--- begin DATASET RECORDS ---
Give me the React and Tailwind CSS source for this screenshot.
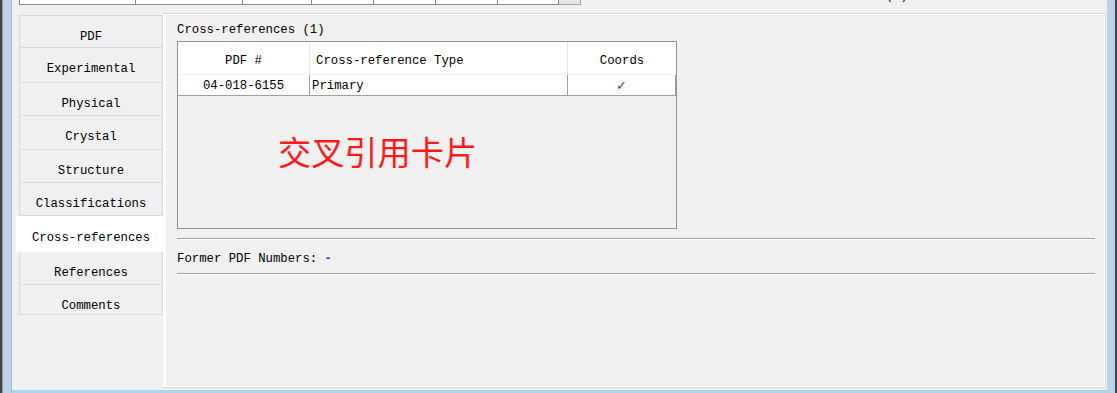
--- end DATASET RECORDS ---
--- begin DATASET RECORDS ---
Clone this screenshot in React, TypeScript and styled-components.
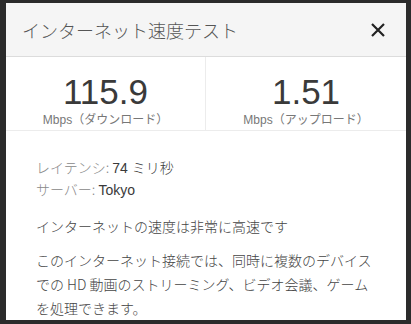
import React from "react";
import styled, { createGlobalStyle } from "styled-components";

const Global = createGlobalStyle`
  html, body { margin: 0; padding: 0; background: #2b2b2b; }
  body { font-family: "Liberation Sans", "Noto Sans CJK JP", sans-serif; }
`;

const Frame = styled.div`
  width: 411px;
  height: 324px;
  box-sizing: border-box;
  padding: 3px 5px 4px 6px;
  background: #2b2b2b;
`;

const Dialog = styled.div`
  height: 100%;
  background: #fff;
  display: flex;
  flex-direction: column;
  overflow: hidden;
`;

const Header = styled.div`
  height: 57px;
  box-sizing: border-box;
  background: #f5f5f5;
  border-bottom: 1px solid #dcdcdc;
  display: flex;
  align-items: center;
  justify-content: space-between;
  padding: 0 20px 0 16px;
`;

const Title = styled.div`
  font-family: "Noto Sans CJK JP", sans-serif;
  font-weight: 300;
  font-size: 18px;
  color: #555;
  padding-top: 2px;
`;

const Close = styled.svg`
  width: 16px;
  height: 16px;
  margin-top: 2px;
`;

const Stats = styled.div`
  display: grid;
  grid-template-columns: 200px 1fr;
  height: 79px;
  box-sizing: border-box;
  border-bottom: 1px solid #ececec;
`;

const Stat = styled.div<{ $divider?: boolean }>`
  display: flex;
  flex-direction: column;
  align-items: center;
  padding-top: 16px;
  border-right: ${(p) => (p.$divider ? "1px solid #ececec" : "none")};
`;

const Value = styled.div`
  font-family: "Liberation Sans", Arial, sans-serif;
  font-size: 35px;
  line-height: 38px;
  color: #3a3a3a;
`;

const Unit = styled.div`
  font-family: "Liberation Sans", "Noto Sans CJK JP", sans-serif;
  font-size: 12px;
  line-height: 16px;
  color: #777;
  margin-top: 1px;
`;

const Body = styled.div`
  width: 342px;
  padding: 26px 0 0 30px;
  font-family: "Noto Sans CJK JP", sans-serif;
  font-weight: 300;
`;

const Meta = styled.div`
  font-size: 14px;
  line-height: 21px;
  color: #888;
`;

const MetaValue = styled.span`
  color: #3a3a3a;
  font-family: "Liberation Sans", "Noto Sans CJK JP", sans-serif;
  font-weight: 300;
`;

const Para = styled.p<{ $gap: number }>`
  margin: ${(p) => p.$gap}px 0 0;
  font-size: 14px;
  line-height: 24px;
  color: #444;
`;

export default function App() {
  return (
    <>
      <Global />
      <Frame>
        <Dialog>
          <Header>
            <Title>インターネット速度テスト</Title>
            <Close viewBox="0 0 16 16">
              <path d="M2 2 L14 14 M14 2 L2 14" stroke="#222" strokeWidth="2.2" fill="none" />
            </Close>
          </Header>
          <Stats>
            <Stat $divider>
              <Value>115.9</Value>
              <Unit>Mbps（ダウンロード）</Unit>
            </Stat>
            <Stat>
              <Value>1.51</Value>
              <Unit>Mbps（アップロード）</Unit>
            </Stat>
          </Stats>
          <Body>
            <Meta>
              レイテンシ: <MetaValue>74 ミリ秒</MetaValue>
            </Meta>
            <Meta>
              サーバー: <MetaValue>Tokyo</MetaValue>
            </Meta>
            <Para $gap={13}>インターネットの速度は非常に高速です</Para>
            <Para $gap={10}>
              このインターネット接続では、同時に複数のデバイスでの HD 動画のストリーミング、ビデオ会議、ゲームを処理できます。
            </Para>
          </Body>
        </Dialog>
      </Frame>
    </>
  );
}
--- end DATASET RECORDS ---
--- begin DATASET RECORDS ---
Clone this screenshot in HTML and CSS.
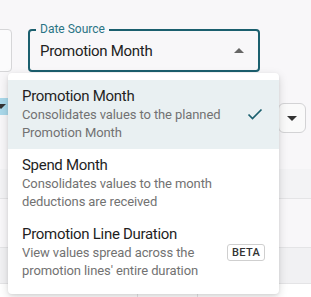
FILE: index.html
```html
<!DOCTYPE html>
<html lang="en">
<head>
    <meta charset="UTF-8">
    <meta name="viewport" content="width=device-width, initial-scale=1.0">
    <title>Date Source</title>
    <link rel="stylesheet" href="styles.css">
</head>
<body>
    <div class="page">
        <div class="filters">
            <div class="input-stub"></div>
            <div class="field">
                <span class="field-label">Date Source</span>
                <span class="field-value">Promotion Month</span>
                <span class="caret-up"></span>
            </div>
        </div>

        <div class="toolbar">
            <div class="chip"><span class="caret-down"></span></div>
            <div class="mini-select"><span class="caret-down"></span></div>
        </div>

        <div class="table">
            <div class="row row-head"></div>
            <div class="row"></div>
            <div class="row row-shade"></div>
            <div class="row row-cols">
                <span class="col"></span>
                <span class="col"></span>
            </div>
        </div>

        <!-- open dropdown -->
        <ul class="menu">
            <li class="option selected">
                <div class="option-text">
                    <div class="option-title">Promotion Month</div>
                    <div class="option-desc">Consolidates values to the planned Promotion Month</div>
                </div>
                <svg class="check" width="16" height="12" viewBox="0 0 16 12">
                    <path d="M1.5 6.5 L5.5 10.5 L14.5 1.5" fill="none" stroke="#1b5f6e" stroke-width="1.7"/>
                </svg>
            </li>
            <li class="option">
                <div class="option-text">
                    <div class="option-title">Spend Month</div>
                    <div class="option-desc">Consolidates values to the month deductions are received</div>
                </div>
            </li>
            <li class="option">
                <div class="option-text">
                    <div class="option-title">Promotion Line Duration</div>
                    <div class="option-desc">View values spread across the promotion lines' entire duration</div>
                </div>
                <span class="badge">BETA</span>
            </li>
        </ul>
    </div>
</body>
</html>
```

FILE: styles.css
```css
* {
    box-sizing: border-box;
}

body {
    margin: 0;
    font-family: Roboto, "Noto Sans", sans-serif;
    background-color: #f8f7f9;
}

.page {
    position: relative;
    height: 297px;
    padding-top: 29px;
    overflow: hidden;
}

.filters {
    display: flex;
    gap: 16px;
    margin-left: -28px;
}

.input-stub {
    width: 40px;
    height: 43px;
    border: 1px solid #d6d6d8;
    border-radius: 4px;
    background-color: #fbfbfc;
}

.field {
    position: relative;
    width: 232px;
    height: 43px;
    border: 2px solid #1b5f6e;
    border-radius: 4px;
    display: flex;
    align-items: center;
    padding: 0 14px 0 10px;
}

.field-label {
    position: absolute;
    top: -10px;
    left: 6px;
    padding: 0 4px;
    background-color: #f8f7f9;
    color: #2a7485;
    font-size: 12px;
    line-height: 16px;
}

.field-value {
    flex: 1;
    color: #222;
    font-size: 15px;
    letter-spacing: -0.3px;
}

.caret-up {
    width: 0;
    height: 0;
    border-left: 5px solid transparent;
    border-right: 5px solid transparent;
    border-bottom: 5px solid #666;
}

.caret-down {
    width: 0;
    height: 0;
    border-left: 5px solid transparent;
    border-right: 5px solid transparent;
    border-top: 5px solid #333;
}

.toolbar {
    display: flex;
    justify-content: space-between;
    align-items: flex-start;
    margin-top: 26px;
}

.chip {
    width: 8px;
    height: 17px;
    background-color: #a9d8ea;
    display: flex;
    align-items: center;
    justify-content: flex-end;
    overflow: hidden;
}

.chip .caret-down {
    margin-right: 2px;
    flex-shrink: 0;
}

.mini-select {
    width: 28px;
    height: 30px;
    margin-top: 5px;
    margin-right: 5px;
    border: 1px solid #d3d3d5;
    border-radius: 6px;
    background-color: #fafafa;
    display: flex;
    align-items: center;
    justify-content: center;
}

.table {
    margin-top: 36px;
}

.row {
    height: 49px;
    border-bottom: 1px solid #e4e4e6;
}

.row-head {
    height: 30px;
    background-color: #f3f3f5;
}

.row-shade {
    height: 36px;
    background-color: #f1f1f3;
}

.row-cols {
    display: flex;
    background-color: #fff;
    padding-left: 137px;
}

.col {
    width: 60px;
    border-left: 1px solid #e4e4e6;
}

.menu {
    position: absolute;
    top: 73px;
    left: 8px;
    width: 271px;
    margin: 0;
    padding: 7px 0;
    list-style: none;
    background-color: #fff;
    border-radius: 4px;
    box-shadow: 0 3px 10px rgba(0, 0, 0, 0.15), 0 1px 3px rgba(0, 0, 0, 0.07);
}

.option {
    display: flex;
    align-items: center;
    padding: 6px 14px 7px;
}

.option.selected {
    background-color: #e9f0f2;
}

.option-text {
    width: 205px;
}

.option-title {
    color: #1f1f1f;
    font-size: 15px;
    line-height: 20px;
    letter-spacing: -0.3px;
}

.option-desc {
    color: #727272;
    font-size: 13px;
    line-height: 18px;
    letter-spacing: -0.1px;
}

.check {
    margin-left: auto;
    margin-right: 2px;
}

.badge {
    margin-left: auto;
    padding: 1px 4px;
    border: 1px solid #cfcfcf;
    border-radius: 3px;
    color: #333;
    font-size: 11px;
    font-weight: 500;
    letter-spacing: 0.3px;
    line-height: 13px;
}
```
--- end DATASET RECORDS ---
● **TASK STATEMENT**
Tell how many lines of the data above hold the string "React". Give only the number.

● **THE COMPLETED TASK**
3